(Bloomberg) -- The UK’s official forecaster warned that public debt will nearly triple to over 270% of GDP in 50 years unless the government can solve the country’s health crisis and revive productivity growth.
The Office for Budget Responsibility said rising health spending is expected to be the biggest driver, almost doubling to 14.5% of GDP in its long-term projection published Thursday. That is being caused by an aging population.
The fiscal watchdog laid out a dire projection for the UK public finances in its annual fiscal risks report as a raft of pressures combine to send debt soaring. It said “these projections show debt on an unsustainable path over the next 50 years.”
However, the OBR also said the pressures could be partially reversed if the government improves the health of the population and boosts the driver of economic growth, productivity. Returning output per hour growth to its pre-financial crisis levels would keep debt below 100% of GDP.
The projections assume that the government takes no action to prevent the debt spiral. The OBR said that a fiscal tightening of just 1.5% of GDP per decade over the next 50 years would return debt to pre-pandemic levels — equivalent to roughly £40 billion.
The warning comes as Chancellor Rachel Reeves tries to find money to fill a £22 billion ($28.7 billion) fiscal hole she claims was left by the previous Conservative government. Reeves will need to find even more money in her first budget on Oct. 30 if the OBR takes a more pessimistic view of the economy than forecast in March.
The report revealed the importance of the Labour government’s aim to get the economy motoring again after years of anemic growth. Prime Minister Keir Starmer has pledged to boost annual GDP growth to 2.5%, levels not seen on a sustainable basis since before the financial crisis.
Britain is already in a vulnerable position after debt climbed to almost 100%, the highest level since the early 1960s. The burden has been pushed up by government spending soaring during the pandemic and the energy crisis following Russia’s invasion of Ukraine.
“The past two decades have seen the UK economy hit by a succession of extraordinary shocks, in the form of a global financial crisis, a pandemic, and an energy crisis,” the OBR said in the report. “The public finances have emerged from these shocks under strain.”
Higher spending on healthcare, state pensions, the climate transition and interest costs combined with dwindling revenue from fuel duty will drive borrowing higher, the OBR said. Annual government spending is on track to surge by 2074 while receipts flatline, leaving a budget deficit of over 20% of GDP.
In the early decades of the 50 year forecast, the ageing population drives up both healthcare costs and the state pension, which is protected by the triple lock that guarantees the benefit rises by the higher of inflation, average wages or 2.5%. As those spiral, the debt level explodes, causing a “snowball effect” on debt interest.
The result is a 19 percentage-point increase in the budget deficit between 2028-29 and 2073-74, the OBR said. Higher debt-interest costs account for 8.5 percentage points of that rise. Health and pensioner spending add another 9.9 points. Tax receipts fall as tobacco and fuel duty are affected by social trends and electric vehicles.
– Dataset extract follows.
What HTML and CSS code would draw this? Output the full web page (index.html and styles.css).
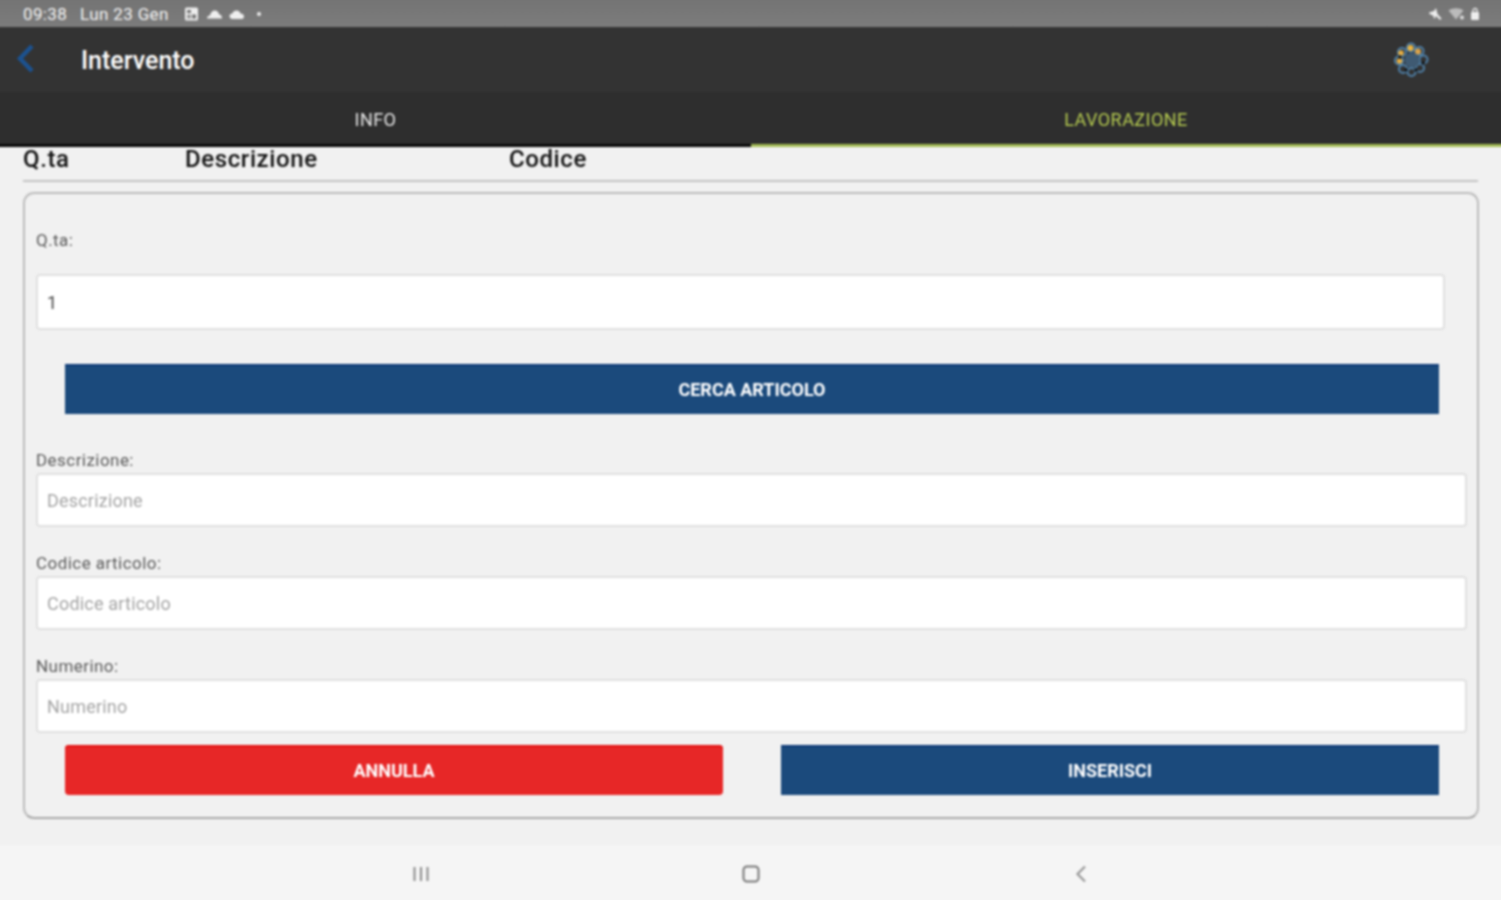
FILE: index.html
```html
<!DOCTYPE html>
<html lang="it">
<head>
<meta charset="utf-8">
<title>Intervento</title>
<link rel="stylesheet" href="styles.css">
</head>
<body>
<div class="screen">
  <div class="status">
    <div class="status-left">
      <span class="time">09:38</span>
      <span class="date">Lun 23 Gen</span>
      <svg class="st-ic" width="16" height="14" viewBox="0 0 16 14"><rect x="1" y="0.5" width="13" height="13" rx="1.5" fill="#eee"/><rect x="3" y="3" width="4" height="3" fill="#777"/><rect x="8" y="7.5" width="4" height="4" fill="#777"/><rect x="3" y="7.5" width="4" height="4" fill="#999"/></svg>
      <svg class="st-ic" width="17" height="12" viewBox="0 0 17 12"><path d="M1 10.500c0-2 1.400-3 3-3 .4-3 2.500-5 4.800-5 2.400 0 4 1.800 4.400 4 1.700 0 2.800 1.600 2.800 4z" fill="#eee"/></svg>
      <svg class="st-ic" width="16" height="12" viewBox="0 0 16 12"><path d="M3.500 11C1.800 11 .5 9.800.5 8.200S1.800 5.500 3.300 5.500C4 3.500 5.500 2.500 7.500 2.500c2 0 3.500 1.300 4 3 1.900 0 3.500 1.200 3.500 2.900S13.700 11 12 11z" fill="#eee"/></svg>
      <span class="st-dot"></span>
    </div>
    <div class="status-right">
      <svg width="15" height="14" viewBox="0 0 15 14"><path d="M1 5.500 6 4l2-3 1.500 6 4 4.500-1.500 1.500-4-4-1.500 3L5 8.500 1.500 7z" fill="#eee"/></svg>
      <svg width="17" height="13" viewBox="0 0 17 13"><path d="M.5 3.500C4.500.5 11.500.5 15.500 3.500L8 12.500z" fill="#bbb"/><circle cx="14" cy="10.500" r="2" fill="#ddd"/></svg>
      <svg width="10" height="14" viewBox="0 0 10 14"><rect x="1" y="5" width="8" height="8" rx="1" fill="#eee"/><path d="M3 5.500V3.500a2 2 0 0 1 4 0v2" fill="none" stroke="#eee" stroke-width="1.300"/></svg>
    </div>
  </div>

  <header class="toolbar">
    <svg class="back" width="22" height="32" viewBox="0 0 22 32"><path d="M17 3 5 15.500 17 28" fill="none" stroke="#1c5290" stroke-width="4.500"/></svg>
    <h1 class="title">Intervento</h1>
    <svg class="logo" width="38" height="38" viewBox="0 0 38 38">
      <g fill="none" stroke="#4f80a8" stroke-width="2">
        <circle cx="19" cy="6.500" r="4"/><circle cx="27.500" cy="10" r="4"/><circle cx="31.500" cy="18.500" r="4"/><circle cx="28" cy="27" r="4"/><circle cx="19.500" cy="31" r="4"/><circle cx="11" cy="28" r="4"/><circle cx="7" cy="19.500" r="4"/><circle cx="10" cy="11" r="4"/>
      </g>
      <circle cx="20" cy="19" r="7.500" fill="#3f5a72"/>
      <circle cx="26" cy="10.500" r="3" fill="#d9a24a"/><circle cx="18.500" cy="7" r="3" fill="#edb53f"/><circle cx="9" cy="12" r="2.800" fill="#e5ad42"/><circle cx="7.500" cy="20" r="2.800" fill="#e5ad42"/>
      <circle cx="8" cy="16" r="1.800" fill="#111"/><circle cx="31" cy="22" r="1.800" fill="#111"/><circle cx="14" cy="29" r="1.800" fill="#111"/><circle cx="24" cy="29" r="1.800" fill="#111"/>
    </svg>
  </header>

  <nav class="tabs">
    <div class="tab tab-info">INFO</div>
    <div class="tab tab-active">LAVORAZIONE</div>
  </nav>

  <main class="content">
    <div class="cols">
      <span class="col col-qta">Q.ta</span>
      <span class="col col-desc">Descrizione</span>
      <span class="col">Codice</span>
    </div>
    <section class="card">
      <label class="label label-qta">Q.ta:</label>
      <div class="input input-qta">1</div>
      <button class="btn btn-blue btn-search">CERCA ARTICOLO</button>
      <label class="label label-first">Descrizione:</label>
      <div class="input ph">Descrizione</div>
      <label class="label">Codice articolo:</label>
      <div class="input ph">Codice articolo</div>
      <label class="label">Numerino:</label>
      <div class="input ph">Numerino</div>
      <div class="actions">
        <button class="btn btn-red">ANNULLA</button>
        <button class="btn btn-blue">INSERISCI</button>
      </div>
    </section>
  </main>

  <footer class="navbar">
    <svg width="18" height="16" viewBox="0 0 18 16"><path d="M2.500 1v14M9 1v14M15.500 1v14" stroke="#8a8a8a" stroke-width="2" fill="none"/></svg>
    <svg width="18" height="18" viewBox="0 0 18 18"><rect x="1.500" y="1.500" width="15" height="15" rx="3.500" fill="none" stroke="#777" stroke-width="2"/></svg>
    <svg width="18" height="18" viewBox="0 0 18 18"><path d="M13 1.500 5.500 9l7.500 7.500" fill="none" stroke="#999" stroke-width="2.200"/></svg>
  </footer>
</div>
</body>
</html>
```
FILE: styles.css
```css
* { box-sizing: border-box; }
html, body { margin: 0; padding: 0; }
body { width: 1501px; height: 900px; overflow: hidden; font-family: Roboto, "Liberation Sans", sans-serif; background: #f1f1f1; }
/* The screen bleeds 4px past the viewport so the soft focus does not fade at the window edges. */
.screen { display: flex; flex-direction: column; width: 1509px; height: 908px; margin: -4px; filter: blur(0.8px); }

.status { height: 31px; display: flex; justify-content: space-between; align-items: center; padding: 4px 25px 0 27px; background: linear-gradient(#737373, #7c7c7c); color: #f4f4f4; font-size: 17px; letter-spacing: 0.35px; }
.status-left { display: flex; align-items: center; }
.time { margin-right: 13px; }
.date { margin-right: 15px; }
.st-ic { margin-right: 6px; }
.st-dot { width: 4px; height: 4px; border-radius: 50%; background: #eee; margin-left: 6px; }
.status-right { display: flex; align-items: center; gap: 5px; }

.toolbar { height: 65px; background: #333; display: flex; align-items: center; padding: 0 75px 0 19px; }
.back { flex: none; margin-bottom: 2px; }
.title { margin: 2px 0 0 44px; flex: 1; font-size: 25px; font-weight: 500; color: #fff; }
.logo { flex: none; }

.tabs { height: 55px; display: flex; background: #2e2e2e; }
.tab { padding-top: 17px; text-align: center; font-size: 18px; letter-spacing: 0.45px; color: #e8e8e8; border-bottom: 3px solid #0a0a0a; }
.tab-info { width: 755px; padding-left: 4px; }
.tab-active { width: 754px; padding-right: 4px; color: #b4c950; border-bottom-color: #a5bd55; }

.content { flex: 1; padding: 0 26px 0 27px; display: flex; flex-direction: column; }
.cols { height: 35px; margin-right: 1px; border-bottom: 2px solid #c4c4c4; display: flex; align-items: flex-start; font-size: 24px; font-weight: 500; letter-spacing: 0.6px; color: #111; line-height: 25px; }
.col-qta { width: 162px; }
.col-desc { width: 324px; }

.card { margin-top: 10px; height: 627px; border: 2px solid #bdbdbd; border-bottom-color: #a9a9a9; border-radius: 11px; padding: 0 10px 0 11px; }
.label { display: block; font-size: 17px; letter-spacing: 0.45px; line-height: 20px; color: #5a5a5a; }
.label-qta { margin-top: 36px; margin-bottom: 24px; }
.label-first { margin-top: 36px; }
.label:not(.label-qta) { height: 23px; }
.input { height: 54px; margin-bottom: 26px; padding-left: 9px; background: #fff; border: 2px solid #e0e0e0; border-radius: 4px; font-size: 18px; letter-spacing: 0.2px; line-height: 52px; color: #444; }
.input-qta { width: 1409px; height: 56px; line-height: 54px; margin-bottom: 34px; }
.ph { color: #a4a4a4; }

.btn { display: block; height: 50px; border: 0; box-shadow: inset 0 2px 0 #0d3a78; color: #fff; font: 700 18px Roboto, "Liberation Sans", sans-serif; padding: 0; }
.btn-blue { background: #1b4a7c; }
.btn-search { width: 1374px; margin-left: 29px; }
.actions { display: flex; justify-content: space-between; margin: -14px 28px 0 29px; }
.actions .btn { width: 658px; }
.btn-red { background: #e72727; box-shadow: inset 0 2px 0 #e31212; border-radius: 4px; }

.navbar { height: 59px; background: #f5f5f5; display: flex; align-items: center; justify-content: center; gap: 312px; padding: 2px 0 4px; }
```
Improving the health of the population could cut lower the projected debt burden by 40% of GDP, the OBR said just hours after a damning report into the failings of the National Health Service. Its estimate for health spending was lower than previously predicted due to higher net migration and projections for slower increases in life expectancy.
While Reeves has rolled the pitch for a belt-tightening budget where spending is squeezed and taxes rise, she also faces a backlash from Labour MPs over the cuts. More than 50 Labour MPs abstained in a vote this week on the Chancellor’s plan to cut winter fuel subsidies for all but the poorest pensioners.
Government borrowing is already overshooting the OBR’s forecast for the current fiscal year due to higher-than-expected spending.
The Labour government seized on the projections to lay the blame at the previous Conservative administration. Chief Secretary to the Treasury Darren Jones said the public finances were in a “shocking state” and that “tough choices on spending alongside ambitious action to drive growth” are needed.